Clearly, using umbrella sampling we have been able to cover much more ground
for our reaction coordinates, while obtaining a very consistent PMF in the
regions that actually matter. One of the assignments in the masterclass is to run
from a different initial state, that corresponding to the topolB.tpr
Gromacs input file.
Running with multiple replicas
Typically, if we want to do molecular simulations using umbrella sampling, we will take advantage of the parallel capabilities of modern computers. Additionally, we may able to swap conformations between umbrella windows in order to enhance the sampling. This may be helpful to avoid getting trapped in local minima. The specifics on how to do this using PLUMED in Gromacs are described in the first part of the PLUMED 21.5 masterclass. In order to take advantage of this, the software must have been compiled using MPI.

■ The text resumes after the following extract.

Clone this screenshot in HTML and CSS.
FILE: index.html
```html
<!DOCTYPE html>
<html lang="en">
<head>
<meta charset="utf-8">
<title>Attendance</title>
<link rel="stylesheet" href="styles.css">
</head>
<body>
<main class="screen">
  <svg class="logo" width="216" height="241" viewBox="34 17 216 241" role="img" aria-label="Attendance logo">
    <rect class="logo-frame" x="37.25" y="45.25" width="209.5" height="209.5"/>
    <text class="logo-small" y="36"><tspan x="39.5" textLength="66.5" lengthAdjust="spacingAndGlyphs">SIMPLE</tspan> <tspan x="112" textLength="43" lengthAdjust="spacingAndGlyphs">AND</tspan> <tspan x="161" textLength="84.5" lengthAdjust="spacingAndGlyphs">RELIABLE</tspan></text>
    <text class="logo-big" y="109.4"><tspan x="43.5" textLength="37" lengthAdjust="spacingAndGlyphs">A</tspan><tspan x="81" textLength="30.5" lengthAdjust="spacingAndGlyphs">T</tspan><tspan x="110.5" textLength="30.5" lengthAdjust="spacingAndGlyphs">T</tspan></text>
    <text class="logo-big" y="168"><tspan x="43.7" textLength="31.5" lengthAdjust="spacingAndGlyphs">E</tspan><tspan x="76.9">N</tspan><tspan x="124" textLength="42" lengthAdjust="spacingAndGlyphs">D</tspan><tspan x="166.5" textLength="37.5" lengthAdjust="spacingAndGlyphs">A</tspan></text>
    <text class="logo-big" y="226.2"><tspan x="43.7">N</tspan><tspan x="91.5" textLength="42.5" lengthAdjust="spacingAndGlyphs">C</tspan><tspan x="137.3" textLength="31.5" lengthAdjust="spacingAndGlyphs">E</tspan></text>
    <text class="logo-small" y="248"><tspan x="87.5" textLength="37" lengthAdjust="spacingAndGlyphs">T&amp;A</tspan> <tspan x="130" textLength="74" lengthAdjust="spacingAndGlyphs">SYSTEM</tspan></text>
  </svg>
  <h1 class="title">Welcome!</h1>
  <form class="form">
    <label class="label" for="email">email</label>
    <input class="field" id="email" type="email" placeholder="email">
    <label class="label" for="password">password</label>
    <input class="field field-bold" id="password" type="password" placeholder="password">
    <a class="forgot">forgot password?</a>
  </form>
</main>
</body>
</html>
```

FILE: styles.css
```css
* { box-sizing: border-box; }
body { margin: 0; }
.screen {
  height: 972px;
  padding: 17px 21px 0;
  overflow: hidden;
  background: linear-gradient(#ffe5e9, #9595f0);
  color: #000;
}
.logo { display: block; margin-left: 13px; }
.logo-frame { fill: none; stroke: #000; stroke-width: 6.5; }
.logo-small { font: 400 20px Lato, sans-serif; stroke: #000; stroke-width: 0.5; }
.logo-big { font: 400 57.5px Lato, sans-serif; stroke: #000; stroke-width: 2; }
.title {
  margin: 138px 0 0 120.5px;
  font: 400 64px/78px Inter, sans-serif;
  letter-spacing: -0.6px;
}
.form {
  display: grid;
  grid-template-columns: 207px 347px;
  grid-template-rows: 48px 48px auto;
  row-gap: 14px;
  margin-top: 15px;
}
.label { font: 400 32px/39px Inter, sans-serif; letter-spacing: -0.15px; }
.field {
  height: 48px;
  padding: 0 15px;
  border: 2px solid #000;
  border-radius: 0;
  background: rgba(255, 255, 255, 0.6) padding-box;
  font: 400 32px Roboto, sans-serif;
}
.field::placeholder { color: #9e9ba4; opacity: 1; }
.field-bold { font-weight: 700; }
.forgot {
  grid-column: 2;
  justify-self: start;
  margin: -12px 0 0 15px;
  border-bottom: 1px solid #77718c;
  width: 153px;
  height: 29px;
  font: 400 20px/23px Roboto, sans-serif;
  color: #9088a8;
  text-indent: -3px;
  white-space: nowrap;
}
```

The PLUMED input file for this type of calculation is only incrementally more complicated than the one used before
MOLINFO STRUCTURE=../reference.pdb
phi: TORSION ATOMS=@phi-2
psi: TORSION ATOMS=@psi-2
bb: RESTRAINT ARG=phi KAPPA=200.0 AT=@replicas:-3.141,-2.945,-2.748,-2.552,-2.356,-2.159,-1.963,-1.767,-1.570,-1.374,-1.178,-0.981,-0.785,-0.589,-0.392,-0.196,0.0,0.196,0.392,0.589,0.785,0.981,1.178,1.374,1.570,1.767,1.963,2.159,2.356,2.552,2.748,2.945
PRINT ARG=phi,psi,bb.bias FILE=../colvar_multi.dat STRIDE=100
Note the AT=@replicas
section in the RESTRAINT
action. In this case, we must generate
as many directories (here termed run0
, run1
, and so on), each of which will contain
the tpr
file. Simulations are then run using
foo@bar:~$ mpiexec -np 32 --oversubscribe gmx_mpi mdrun -multidir run* -plumed ../plumed.dat -s topolA.tpr -replex 200 -nsteps 200000
While much of the analysis will remain unchanged from the case of running each umbrella window independently, it is important to carefully check in the demuxed trajectories whether the different copies of the system diffuse across windows. Some copies may remain isolated from the rest, which may have catastrophic results.